Repeat, exactly and completely, the material that follows. Omit the pictures.

-- START --

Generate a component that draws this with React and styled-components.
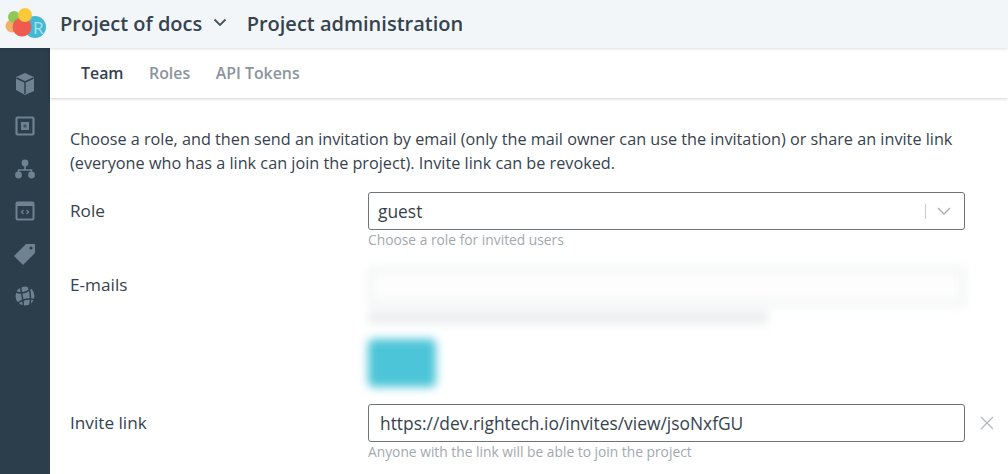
import React from 'react';
import styled, { createGlobalStyle } from 'styled-components';

const Global = createGlobalStyle`
  html, body { margin: 0; padding: 0; background: #fff; overflow: hidden; }
  body { font-family: "Open Sans", "Noto Sans", sans-serif; color: #2f3f4d; }
  * { box-sizing: border-box; }
`;
const Page = styled.div`width: 1008px; height: 474px; display: flex; flex-direction: column; overflow: hidden;`;
const Header = styled.header`
  height: 48px; flex: none; display: flex; align-items: center; background: #f3f6f8; position: relative; z-index: 3;
  box-shadow: 0 1px 3px rgba(0,0,0,.12);
`;
const LogoBox = styled.div`width: 60px; height: 48px; flex: none; display: flex;`;
const Title = styled.div`font-size: 20px; font-weight: 600; color: #35434f; line-height: 48px; white-space: nowrap;`;
const Chevron = styled.svg`width: 14px; height: 9px; margin: 0 19.4px 3px 11px; flex: none;`;
const Body = styled.div`flex: 1; display: flex; min-height: 0;`;
const Sidebar = styled.nav`
  width: 50px; flex: none; background: #2c3d4c; display: flex; flex-direction: column; align-items: center; padding-top: 22px; gap: 14.4px;
`;
const NavIcon = styled.svg`width: 24px; height: 28px; flex: none; color: #6f8291;`;
const Main = styled.main`flex: 1; min-width: 0; display: flex; flex-direction: column;`;
const Tabs = styled.div`
  height: 50px; flex: none; display: flex; align-items: center; gap: 25.5px; padding: 0 0 1px 31px; background: #fff;
  box-shadow: 0 1px 3px rgba(0,0,0,.18);
`;
const Tab = styled.span`font-size: 15.9px; font-weight: 600; color: ${p => p.$active ? '#35434f' : '#8b949c'};`;
const Content = styled.div`padding: 29px 0 0 20px; flex: 1;`;
const Intro = styled.p`margin: 0 0 17px; font-size: 16.23px; line-height: 24px; color: #36434f; width: 900px;`;
const Row = styled.div`display: grid; grid-template-columns: 298px 597px 44px; align-items: start;`;
const Label = styled.div`font-size: 17.2px; line-height: 38px; color: #36434f; margin-top: ${p => p.$top || 0}px;`;
const Field = styled.div`
  height: 38px; border: 1px solid #6f7479; border-radius: 3px; display: flex; align-items: center; padding-left: ${p => p.$pad}px;
  font-size: 17.4px; color: #36434f; background: #fff;
`;
const FieldText = styled.span`flex: 1;`;
const Sep = styled.span`width: 1px; height: 15px; background: #c8ccd0;`;
const Arrow = styled.svg`width: 14px; height: 8px; margin: 0 13px 0 11px;`;
const Hint = styled.div`font-size: 13.8px; line-height: 20px; color: #a3a9ae; white-space: nowrap;`;
const Blurred = styled.div`filter: blur(5px); margin-top: 18px; height: 136px;`;
const GhostField = styled.div`height: 38px; border: 4px solid #eef0f1; border-radius: 3px; background: #fdfdfd;`;
const GhostHint = styled.div`height: 13px; width: 400px; background: #eceeef; margin-top: 5px;`;
const GhostButton = styled.div`width: 68px; height: 48px; border-radius: 5px; background: #4cc5d8; margin-top: 15px;`;
const Close = styled.svg`width: 14px; height: 14px; margin: 12px 0 0 15px; color: #b4b9bd;`;
const LogoLetter = styled.text`font-family: "Open Sans", sans-serif; font-size: 17px; fill: #a9e2ee;`;

const Logo = () => (
  <svg width="50" height="48" viewBox="0 0 50 48">
    <circle cx="12" cy="26" r="6.5" fill="#f3b06a" />
    <circle cx="14" cy="17" r="6" fill="#8fc857" />
    <circle cx="35" cy="27" r="11" fill="#44b8d4" />
    <circle cx="22" cy="27" r="9.5" fill="#ef5b4e" />
    <circle cx="25" cy="15" r="7" fill="#f7c93b" />
    <LogoLetter x="33" y="34">R</LogoLetter>
  </svg>
);

export default function App() {
  return (
    <Page>
      <Global />
      <Header>
        <LogoBox><Logo /></LogoBox>
        <Title>Project of docs</Title>
        <Chevron viewBox="0 0 14 9"><path d="M1.5 1.5 7 7l5.5-5.5" stroke="#45525e" strokeWidth="1.8" fill="none" /></Chevron>
        <Title>Project administration</Title>
      </Header>
      <Body>
        <Sidebar>
          <NavIcon viewBox="0 0 24 28">
            <path d="M12 3 3 7v13l9 5 9-4V7z" fill="currentColor" />
            <path d="M3.5 8 12 12v12M12 12l8.5-4" stroke="#2c3d4c" strokeWidth="1.4" fill="none" />
          </NavIcon>
          <NavIcon viewBox="0 0 24 28">
            <rect x="3.5" y="5.5" width="17" height="17" rx="1" stroke="currentColor" strokeWidth="2.2" fill="none" />
            <rect x="8" y="10" width="8" height="8" fill="currentColor" />
            <rect x="10.5" y="12.5" width="3" height="3" fill="#3f5262" />
          </NavIcon>
          <NavIcon viewBox="0 0 24 28">
            <circle cx="12" cy="8" r="3.4" fill="currentColor" />
            <circle cx="5.5" cy="20" r="3.4" fill="currentColor" />
            <circle cx="18.5" cy="20" r="3.4" fill="currentColor" />
            <path d="M12 10v5M5.5 18v-3h13v3" stroke="currentColor" strokeWidth="1.6" fill="none" />
          </NavIcon>
          <NavIcon viewBox="0 0 24 28">
            <rect x="3.5" y="5.5" width="17" height="17" rx="1" stroke="currentColor" strokeWidth="2" fill="none" />
            <rect x="3" y="5" width="18" height="4" fill="currentColor" />
            <path d="M10.5 13 8.5 15l2 2M13.5 13l2 2-2 2" stroke="currentColor" strokeWidth="1.4" fill="none" />
          </NavIcon>
          <NavIcon viewBox="0 0 24 28">
            <path d="M13 4h9v9L10 25l-9-9z" fill="currentColor" />
            <circle cx="18" cy="8" r="1.6" fill="#2c3d4c" />
          </NavIcon>
          <NavIcon viewBox="0 0 24 28">
            <circle cx="12" cy="14" r="9.5" fill="currentColor" />
            <path d="M3 10c6 2 12 0 16-5M5 21c5-4 11-5 18-3M8 4c-1 6 3 13 2 20M15 4c3 6 3 12 2 19" stroke="#2c3d4c" strokeWidth="1.5" fill="none" />
          </NavIcon>
        </Sidebar>
        <Main>
          <Tabs>
            <Tab $active>Team</Tab>
            <Tab>Roles</Tab>
            <Tab>API Tokens</Tab>
          </Tabs>
          <Content>
            <Intro>Choose a role, and then send an invitation by email (only the mail owner can use the invitation) or share an invite link (everyone who has a link can join the project). Invite link can be revoked.</Intro>
            <Row>
              <Label>Role</Label>
              <div>
                <Field $pad={9}>
                  <FieldText>guest</FieldText>
                  <Sep />
                  <Arrow viewBox="0 0 14 8"><path d="M1 1l6 6 6-6" stroke="#a9aeb3" strokeWidth="1.3" fill="none" /></Arrow>
                </Field>
                <Hint>Choose a role for invited users</Hint>
              </div>
            </Row>
            <Row>
              <Label $top={16}>E-mails</Label>
              <Blurred>
                <GhostField />
                <GhostHint />
                <GhostButton />
              </Blurred>
            </Row>
            <Row>
              <Label>Invite link</Label>
              <div>
                <Field $pad={11}>
                  <FieldText>https://dev.rightech.io/invites/view/jsoNxfGU</FieldText>
                </Field>
                <Hint>Anyone with the link will be able to join the project</Hint>
              </div>
              <Close viewBox="0 0 14 14"><path d="M1 1l12 12M13 1 1 13" stroke="currentColor" strokeWidth="1.3" /></Close>
            </Row>
          </Content>
        </Main>
      </Body>
    </Page>
  );
}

-- END --

• _Response to the exercise_
Generate a component that draws this with React and styled-components.
import React from 'react';
import styled, { createGlobalStyle } from 'styled-components';

const Global = createGlobalStyle`
  html, body { margin: 0; padding: 0; background: #fff; overflow: hidden; }
  body { font-family: "Open Sans", "Noto Sans", sans-serif; color: #2f3f4d; }
  * { box-sizing: border-box; }
`;
const Page = styled.div`width: 1008px; height: 474px; display: flex; flex-direction: column; overflow: hidden;`;
const Header = styled.header`
  height: 48px; flex: none; display: flex; align-items: center; background: #f3f6f8; position: relative; z-index: 3;
  box-shadow: 0 1px 3px rgba(0,0,0,.12);
`;
const LogoBox = styled.div`width: 60px; height: 48px; flex: none; display: flex;`;
const Title = styled.div`font-size: 20px; font-weight: 600; color: #35434f; line-height: 48px; white-space: nowrap;`;
const Chevron = styled.svg`width: 14px; height: 9px; margin: 0 19.4px 3px 11px; flex: none;`;
const Body = styled.div`flex: 1; display: flex; min-height: 0;`;
const Sidebar = styled.nav`
  width: 50px; flex: none; background: #2c3d4c; display: flex; flex-direction: column; align-items: center; padding-top: 22px; gap: 14.4px;
`;
const NavIcon = styled.svg`width: 24px; height: 28px; flex: none; color: #6f8291;`;
const Main = styled.main`flex: 1; min-width: 0; display: flex; flex-direction: column;`;
const Tabs = styled.div`
  height: 50px; flex: none; display: flex; align-items: center; gap: 25.5px; padding: 0 0 1px 31px; background: #fff;
  box-shadow: 0 1px 3px rgba(0,0,0,.18);
`;
const Tab = styled.span`font-size: 15.9px; font-weight: 600; color: ${p => p.$active ? '#35434f' : '#8b949c'};`;
const Content = styled.div`padding: 29px 0 0 20px; flex: 1;`;
const Intro = styled.p`margin: 0 0 17px; font-size: 16.23px; line-height: 24px; color: #36434f; width: 900px;`;
const Row = styled.div`display: grid; grid-template-columns: 298px 597px 44px; align-items: start;`;
const Label = styled.div`font-size: 17.2px; line-height: 38px; color: #36434f; margin-top: ${p => p.$top || 0}px;`;
const Field = styled.div`
  height: 38px; border: 1px solid #6f7479; border-radius: 3px; display: flex; align-items: center; padding-left: ${p => p.$pad}px;
  font-size: 17.4px; color: #36434f; background: #fff;
`;
const FieldText = styled.span`flex: 1;`;
const Sep = styled.span`width: 1px; height: 15px; background: #c8ccd0;`;
const Arrow = styled.svg`width: 14px; height: 8px; margin: 0 13px 0 11px;`;
const Hint = styled.div`font-size: 13.8px; line-height: 20px; color: #a3a9ae; white-space: nowrap;`;
const Blurred = styled.div`filter: blur(5px); margin-top: 18px; height: 136px;`;
const GhostField = styled.div`height: 38px; border: 4px solid #eef0f1; border-radius: 3px; background: #fdfdfd;`;
const GhostHint = styled.div`height: 13px; width: 400px; background: #eceeef; margin-top: 5px;`;
const GhostButton = styled.div`width: 68px; height: 48px; border-radius: 5px; background: #4cc5d8; margin-top: 15px;`;
const Close = styled.svg`width: 14px; height: 14px; margin: 12px 0 0 15px; color: #b4b9bd;`;
const LogoLetter = styled.text`font-family: "Open Sans", sans-serif; font-size: 17px; fill: #a9e2ee;`;

const Logo = () => (
  <svg width="50" height="48" viewBox="0 0 50 48">
    <circle cx="12" cy="26" r="6.5" fill="#f3b06a" />
    <circle cx="14" cy="17" r="6" fill="#8fc857" />
    <circle cx="35" cy="27" r="11" fill="#44b8d4" />
    <circle cx="22" cy="27" r="9.5" fill="#ef5b4e" />
    <circle cx="25" cy="15" r="7" fill="#f7c93b" />
    <LogoLetter x="33" y="34">R</LogoLetter>
  </svg>
);

export default function App() {
  return (
    <Page>
      <Global />
      <Header>
        <LogoBox><Logo /></LogoBox>
        <Title>Project of docs</Title>
        <Chevron viewBox="0 0 14 9"><path d="M1.5 1.5 7 7l5.5-5.5" stroke="#45525e" strokeWidth="1.8" fill="none" /></Chevron>
        <Title>Project administration</Title>
      </Header>
      <Body>
        <Sidebar>
          <NavIcon viewBox="0 0 24 28">
            <path d="M12 3 3 7v13l9 5 9-4V7z" fill="currentColor" />
            <path d="M3.5 8 12 12v12M12 12l8.5-4" stroke="#2c3d4c" strokeWidth="1.4" fill="none" />
          </NavIcon>
          <NavIcon viewBox="0 0 24 28">
            <rect x="3.5" y="5.5" width="17" height="17" rx="1" stroke="currentColor" strokeWidth="2.2" fill="none" />
            <rect x="8" y="10" width="8" height="8" fill="currentColor" />
            <rect x="10.5" y="12.5" width="3" height="3" fill="#3f5262" />
          </NavIcon>
          <NavIcon viewBox="0 0 24 28">
            <circle cx="12" cy="8" r="3.4" fill="currentColor" />
            <circle cx="5.5" cy="20" r="3.4" fill="currentColor" />
            <circle cx="18.5" cy="20" r="3.4" fill="currentColor" />
            <path d="M12 10v5M5.5 18v-3h13v3" stroke="currentColor" strokeWidth="1.6" fill="none" />
          </NavIcon>
          <NavIcon viewBox="0 0 24 28">
            <rect x="3.5" y="5.5" width="17" height="17" rx="1" stroke="currentColor" strokeWidth="2" fill="none" />
            <rect x="3" y="5" width="18" height="4" fill="currentColor" />
            <path d="M10.5 13 8.5 15l2 2M13.5 13l2 2-2 2" stroke="currentColor" strokeWidth="1.4" fill="none" />
          </NavIcon>
          <NavIcon viewBox="0 0 24 28">
            <path d="M13 4h9v9L10 25l-9-9z" fill="currentColor" />
            <circle cx="18" cy="8" r="1.6" fill="#2c3d4c" />
          </NavIcon>
          <NavIcon viewBox="0 0 24 28">
            <circle cx="12" cy="14" r="9.5" fill="currentColor" />
            <path d="M3 10c6 2 12 0 16-5M5 21c5-4 11-5 18-3M8 4c-1 6 3 13 2 20M15 4c3 6 3 12 2 19" stroke="#2c3d4c" strokeWidth="1.5" fill="none" />
          </NavIcon>
        </Sidebar>
        <Main>
          <Tabs>
            <Tab $active>Team</Tab>
            <Tab>Roles</Tab>
            <Tab>API Tokens</Tab>
          </Tabs>
          <Content>
            <Intro>Choose a role, and then send an invitation by email (only the mail owner can use the invitation) or share an invite link (everyone who has a link can join the project). Invite link can be revoked.</Intro>
            <Row>
              <Label>Role</Label>
              <div>
                <Field $pad={9}>
                  <FieldText>guest</FieldText>
                  <Sep />
                  <Arrow viewBox="0 0 14 8"><path d="M1 1l6 6 6-6" stroke="#a9aeb3" strokeWidth="1.3" fill="none" /></Arrow>
                </Field>
                <Hint>Choose a role for invited users</Hint>
              </div>
            </Row>
            <Row>
              <Label $top={16}>E-mails</Label>
              <Blurred>
                <GhostField />
                <GhostHint />
                <GhostButton />
              </Blurred>
            </Row>
            <Row>
              <Label>Invite link</Label>
              <div>
                <Field $pad={11}>
                  <FieldText>https://dev.rightech.io/invites/view/jsoNxfGU</FieldText>
                </Field>
                <Hint>Anyone with the link will be able to join the project</Hint>
              </div>
              <Close viewBox="0 0 14 14"><path d="M1 1l12 12M13 1 1 13" stroke="currentColor" strokeWidth="1.3" /></Close>
            </Row>
          </Content>
        </Main>
      </Body>
    </Page>
  );
}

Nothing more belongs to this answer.